At any rate, the similarities between the two ‘forbidden’ films continue when Lillian decides to sleep her way to the top, this time literally. Beginning on the first floor of a bank-owned skyscraper in New York, she seduces one company official after another (in the process, we watch her blow off a young John Wayne because he’s not an executive) until she’s living in a penthouse on the top floor and causes the murder-suicide of two company executives whom she has seduced.

After discovering that a newspaper has offered Lilly $10,000 for the diary she (falsely) claims to have kept of her experiences at the bank, the board of directors offers her $15,000, which she accepts, and hires a young playboy, Courtland Trenholm (George Brent), as president, whose first duty is to offer her a job in Paris.
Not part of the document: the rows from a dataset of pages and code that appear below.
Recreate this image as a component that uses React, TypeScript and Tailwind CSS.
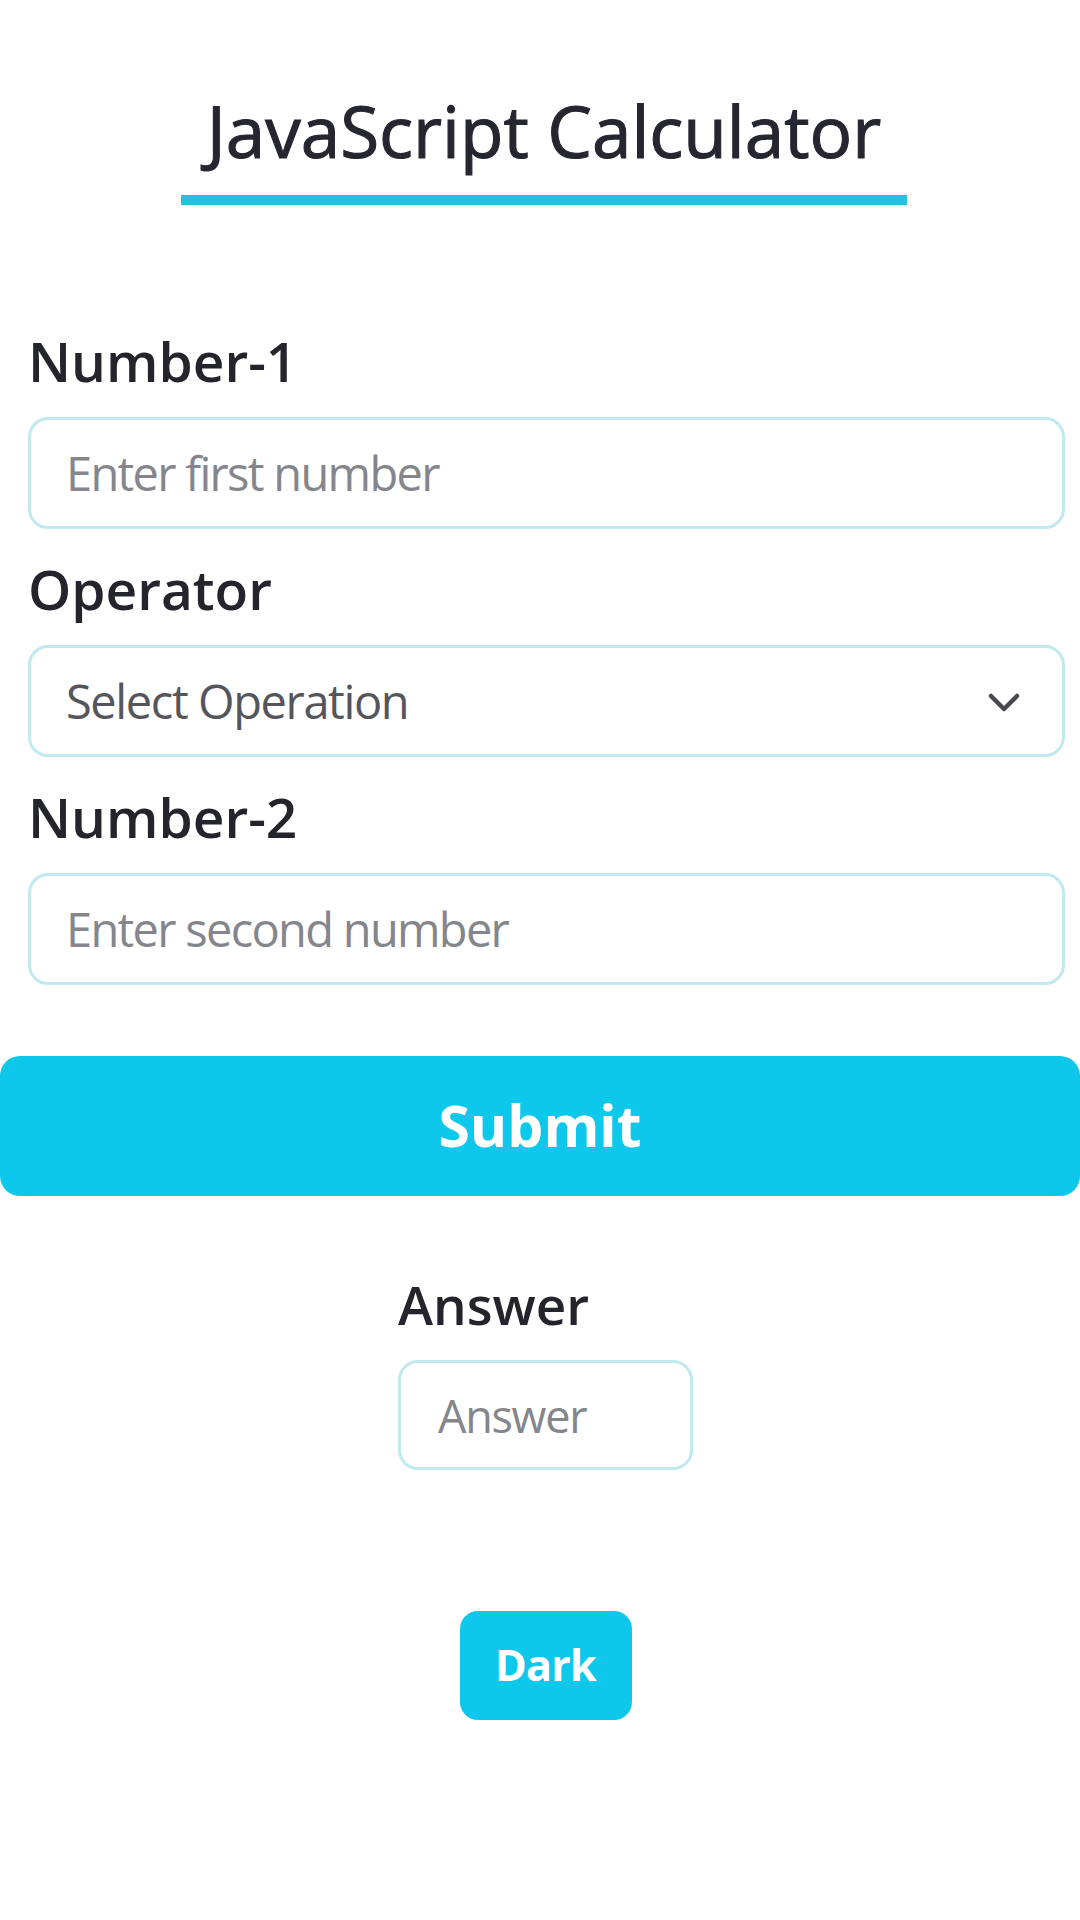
import React from "react";

const font = { fontFamily: '"Open Sans", "Noto Sans", sans-serif' };

function Label({ children }: { children: React.ReactNode }) {
  return (
    <div className="text-[55px] leading-none font-semibold text-[#24242c] mb-[29px]">
      {children}
    </div>
  );
}

function Field({ placeholder }: { placeholder: string }) {
  return (
    <input
      type="number"
      placeholder={placeholder}
      className="block w-full h-[112px] rounded-[20px] border-[3px] border-[#c0e9f0] bg-white pl-[35px] text-[47px] tracking-[-1.7px] text-[#333] placeholder:text-[#85858c] outline-none mb-[32px]"
    />
  );
}

export default function App() {
  return (
    <div className="min-h-[1920px] w-[1080px] bg-white overflow-hidden" style={font}>
      <div className="pt-[95px] flex flex-col items-center pl-[8px]">
        <h1 className="text-[71px] leading-none font-normal text-[#262630] [-webkit-text-stroke:1.1px_#262630]">
          JavaScript Calculator
        </h1>
        <div className="mt-[29px] w-[726px] h-[10px] bg-[#26bfdd]" />
      </div>

      <div className="pl-[28px] pr-[15px] mt-[128px]">
        <Label>Number-1</Label>
        <Field placeholder="Enter first number" />

        <Label>Operator</Label>
        <div className="relative mb-[32px]">
          <select
            defaultValue=""
            className="block w-full h-[112px] appearance-none rounded-[20px] border-[3px] border-[#c0e9f0] bg-white pl-[35px] text-[47px] tracking-[-1.4px] text-[#55555c] outline-none"
          >
            <option value="" disabled>
              Select Operation
            </option>
            <option value="+">+</option>
            <option value="-">-</option>
            <option value="*">*</option>
            <option value="/">/</option>
          </select>
          <svg
            className="absolute right-[45px] top-[48px] pointer-events-none"
            width="32"
            height="20"
            viewBox="0 0 32 20"
            fill="none"
          >
            <path d="M3 3 L16 16 L29 3" stroke="#48484f" strokeWidth="4.5" strokeLinecap="round" strokeLinejoin="round" />
          </svg>
        </div>

        <Label>Number-2</Label>
        <Field placeholder="Enter second number" />
      </div>

      <div className="mt-[71px]">
        <button className="block w-full h-[140px] rounded-[20px] bg-[#0ec8ec] text-white text-[57px] font-bold">
          Submit
        </button>
      </div>

      <div className="mt-[82px] flex justify-center pl-[11px]">
        <div className="w-[295px]">
          <div className="text-[53px] leading-none font-semibold text-[#24242c] mb-[29px]">Answer</div>
          <input
            readOnly
            placeholder="Answer"
            className="block w-full h-[110px] rounded-[20px] border-[3px] border-[#c0e9f0] bg-white pl-[37px] text-[45px] tracking-[-1.3px] text-[#333] placeholder:text-[#85858c] outline-none"
          />
        </div>
      </div>

      <div className="mt-[141px] flex justify-center pl-[11px]">
        <button className="w-[172px] h-[109px] rounded-[18px] bg-[#0ec8ec] text-white text-[43px] tracking-[-0.8px] font-bold">
          Dark
        </button>
      </div>
    </div>
  );
}
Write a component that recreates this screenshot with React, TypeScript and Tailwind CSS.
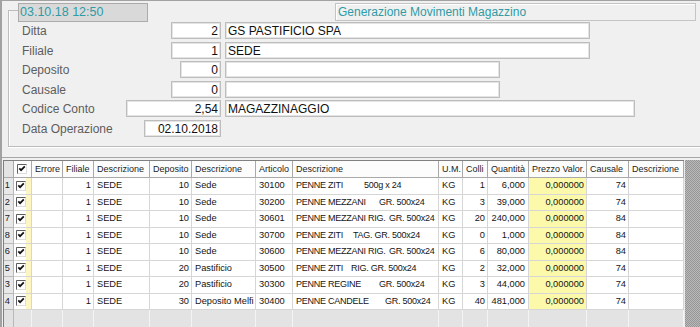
import React from 'react';

type Row = {
  n: number;
  dep: number;
  depDesc: string;
  art: string;
  a: string;
  b: string;
  bw: string;
  colli: number;
  q: string;
  c: number;
};

const rows: Row[] = [
  { n: 1, dep: 10, depDesc: 'Sede', art: '30100', a: 'PENNE ZITI', b: '500g x 24', bw: 'w-[68px]', colli: 1, q: '6,000', c: 74 },
  { n: 2, dep: 10, depDesc: 'Sede', art: '30200', a: 'PENNE MEZZANI', b: 'GR. 500x24', bw: 'w-[83px]', colli: 3, q: '39,000', c: 74 },
  { n: 7, dep: 10, depDesc: 'Sede', art: '30601', a: 'PENNE MEZZANI RIG.', b: 'GR. 500x24', bw: 'w-[93px]', colli: 20, q: '240,000', c: 84 },
  { n: 8, dep: 10, depDesc: 'Sede', art: '30700', a: 'PENNE ZITI', b: 'TAG. GR. 500x24', bw: 'w-[57px]', colli: 0, q: '1,000', c: 84 },
  { n: 6, dep: 10, depDesc: 'Sede', art: '30600', a: 'PENNE MEZZANI RIG.', b: 'GR. 500x24', bw: 'w-[93px]', colli: 6, q: '80,000', c: 84 },
  { n: 5, dep: 20, depDesc: 'Pastificio', art: '30500', a: 'PENNE ZITI', b: 'RIG. GR. 500x24', bw: 'w-[55px]', colli: 2, q: '32,000', c: 74 },
  { n: 3, dep: 20, depDesc: 'Pastificio', art: '30300', a: 'PENNE REGINE', b: 'GR. 500x24', bw: 'w-[83px]', colli: 3, q: '44,000', c: 74 },
  { n: 4, dep: 30, depDesc: 'Deposito Melfi', art: '30400', a: 'PENNE CANDELE', b: 'GR. 500x24', bw: 'w-[89px]', colli: 40, q: '481,000', c: 74 },
];

const cols =
  'grid grid-cols-[10px_18px_31px_31px_56px_42px_64px_37px_146px_24px_25px_41px_58px_42px_55px]';

function Check() {
  return (
    <svg width="10" height="10" viewBox="0 0 10 10" className="shrink-0">
      <rect x="0.5" y="0.5" width="9" height="9" fill="#ffffff" stroke="#dcdcdc" />
      <path d="M0.5 9.5V0.5H9.5" stroke="#5e5e5e" fill="none" />
      <path d="M2.3 4.3L4.1 6.2L7.8 2.4" stroke="#111111" strokeWidth="1.7" fill="none" />
    </svg>
  );
}

type FieldProps = {
  label: string;
  code: string;
  codeW: string;
  desc?: string;
  descW?: string;
  mt: string;
};

function Field({ label, code, codeW, desc, descW, mt }: FieldProps) {
  const box =
    'h-[17px] bg-white border border-[#bdbdbd] shadow-[inset_0_0_0_1px_#e4e4e4] flex items-center text-[#111] whitespace-nowrap overflow-hidden';
  return (
    <div className={`flex items-center h-[17px] ${mt}`}>
      <div className="w-[212px] flex items-center">
        <span className="flex-1 pl-[13px] text-[#5d5d5d]">{label}</span>
        <div className={`${box} ${codeW} justify-end pr-[2px]`}>{code}</div>
      </div>
      {descW ? <div className={`${box} ${descW} ml-[4px] pl-[2px]`}>{desc}</div> : null}
    </div>
  );
}

export default function App() {
  const hcell =
    'h-[17px] border-r border-b border-[#a9a9a9] bg-[#fcfcfc] flex items-center pl-[3px] whitespace-nowrap overflow-hidden text-[#1c1c1c]';
  const base =
    'border-r border-b border-[#d6d6d6] flex items-center whitespace-nowrap overflow-hidden text-[#151515]';
  const cell = `${base} bg-white`;
  const right = 'justify-end pr-[2px]';
  const left = 'pl-[3px]';
  const headers = [
    'Errore',
    'Filiale',
    'Descrizione',
    'Deposito',
    'Descrizione',
    'Articolo',
    'Descrizione',
    'U.M.',
    'Colli',
    'Quantità',
    'Prezzo Valor.',
    'Causale',
    'Descrizione',
  ];
  return (
    <div className="w-[700px] h-[327px] overflow-hidden bg-[#f0f0f0] border-l-2 border-t border-[#a2a2a2] flex flex-col font-['Liberation_Sans',Arial,sans-serif] leading-none">
      {/* group box */}
      <div className="mt-[9px] ml-[6px] w-[720px] shrink-0 border-l border-b border-[#bcbcbc] shadow-[inset_1px_0_0_#ffffff,0_1px_0_#ffffff] pb-[9px] text-[12px]">
        <div className="-mt-[7px] flex items-start">
          <div className="w-[9px] mt-[7px] border-t border-[#bcbcbc]" />
          <div className="w-[130px] h-[19px] bg-[#d9d9d9] border border-[#ababab] flex items-center pl-[1px] text-[12.5px] text-[#2f9ba6]">
            03.10.18 12:50
          </div>
          <div className="ml-[187px] w-[361px] h-[18px] bg-[#f0f0f0] border border-[#c4c4c4] shadow-[inset_1px_1px_0_#ffffff] flex items-center pl-[2px] text-[#2f9ba6]">
            Generazione Movimenti Magazzino
          </div>
        </div>
        <Field label="Ditta" code="2" codeW="w-[50px]" desc="GS PASTIFICIO SPA" descW="w-[365px]" mt="mt-0" />
        <Field label="Filiale" code="1" codeW="w-[50px]" desc="SEDE" descW="w-[365px]" mt="mt-[3px]" />
        <Field label="Deposito" code="0" codeW="w-[41px]" desc="" descW="w-[275px]" mt="mt-[2px]" />
        <Field label="Causale" code="0" codeW="w-[50px]" desc="" descW="w-[275px]" mt="mt-[3px]" />
        <Field label="Codice Conto" code="2,54" codeW="w-[95px]" desc="MAGAZZINAGGIO" descW="w-[410px]" mt="mt-[2px]" />
        <Field label="Data Operazione" code="02.10.2018" codeW="w-[77px]" mt="mt-[3px]" />
      </div>

      <div className="mt-[10px] h-px shrink-0 bg-[#a6a6a6]" />

      {/* table */}
      <div className="mt-[2px] flex flex-1 min-h-0 text-[9.25px]">
        <div className="ml-px w-[681px] border-l border-t border-[#808080] flex flex-col">
          <div className={`${cols} text-[9px]`}>
            <div className="h-[17px] border-r border-b border-[#a9a9a9] bg-[#e4e4e4]" />
            <div className={`${hcell} pl-[2px]`}>
              <Check />
            </div>
            {headers.map((h, i) => (
              <div key={i} className={hcell}>
                {h}
              </div>
            ))}
          </div>
          {rows.map((r) => (
            <div key={r.n} className={`${cols} h-[16.5px]`}>
              <div className="border-r border-b border-[#b9b9b9] bg-[#e8e8e8] flex items-center justify-end pr-[3px] text-[#1c1c1c]">
                {r.n}
              </div>
              <div className={`${cell} pl-[2px]`}>
                <Check />
                <div className="ml-auto w-[5px] self-stretch bg-[#fdf6c2]" />
              </div>
              <div className={cell} />
              <div className={`${cell} ${right}`}>1</div>
              <div className={`${cell} ${left}`}>SEDE</div>
              <div className={`${cell} ${right}`}>{r.dep}</div>
              <div className={`${cell} ${left}`}>{r.depDesc}</div>
              <div className={`${cell} ${left}`}>{r.art}</div>
              <div className={`${cell} ${left} text-[9px] tracking-[-0.25px]`}>
                <span className={`${r.bw} shrink-0 overflow-hidden`}>{r.a}</span>
                <span>{r.b}</span>
              </div>
              <div className={`${cell} ${left}`}>KG</div>
              <div className={`${cell} ${right}`}>{r.colli}</div>
              <div className={`${cell} justify-end pr-[3px]`}>{r.q}</div>
              <div className={`${base} ${right} bg-[#fcf9aa]`}>0,000000</div>
              <div className={`${cell} ${right}`}>{r.c}</div>
              <div className={cell} />
            </div>
          ))}
          <div className={`${cols} flex-1`}>
            <div className="border-r border-[#b9b9b9] bg-[#e2e2e2]" />
            {Array.from({ length: 14 }).map((_, i) => (
              <div key={i} className="border-r border-[#f4f4f4] bg-[#e3e3e3]" />
            ))}
          </div>
        </div>
        <div className="flex-1 border-l border-[#ececec] bg-[repeating-conic-gradient(#969696_0%_25%,#b9b9b9_0%_50%)] bg-size-[2px_2px]" />
      </div>
    </div>
  );
}
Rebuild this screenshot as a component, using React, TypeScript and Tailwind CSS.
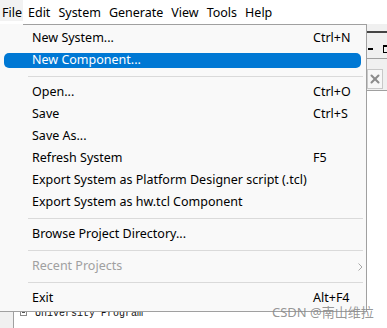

At this point, the movies’ similarities end and Baby Face suffers for it. The playboy president arrives in Paris and quickly falls in love with Lilly, and she begins to behave and dress more conservatively. However, as was the case with many American banks during the Great Depression, his bank goes bust and he is indicted. When he asks Lilly for the money the bank gave her so he can fight the charges, she refuses and Trenholm returns to New York; but she has an attack of consciousness and follows him home, where, following his attempted suicide (which he survives) she suddenly realizes she needs him more than she needs the money.

In addition to the contrived, underdeveloped ending, Baby Face suffers from male stereotypes, especially the working class frequenters of Lilly’s father’s speakeasy, who are, to a man, coarse and filthy. On the other hand, the film’s attention to detail in presenting Lilly’s background and Barbara Stanwyck’s emotional range are first rate.

The quality of the transfer to disc is excellent.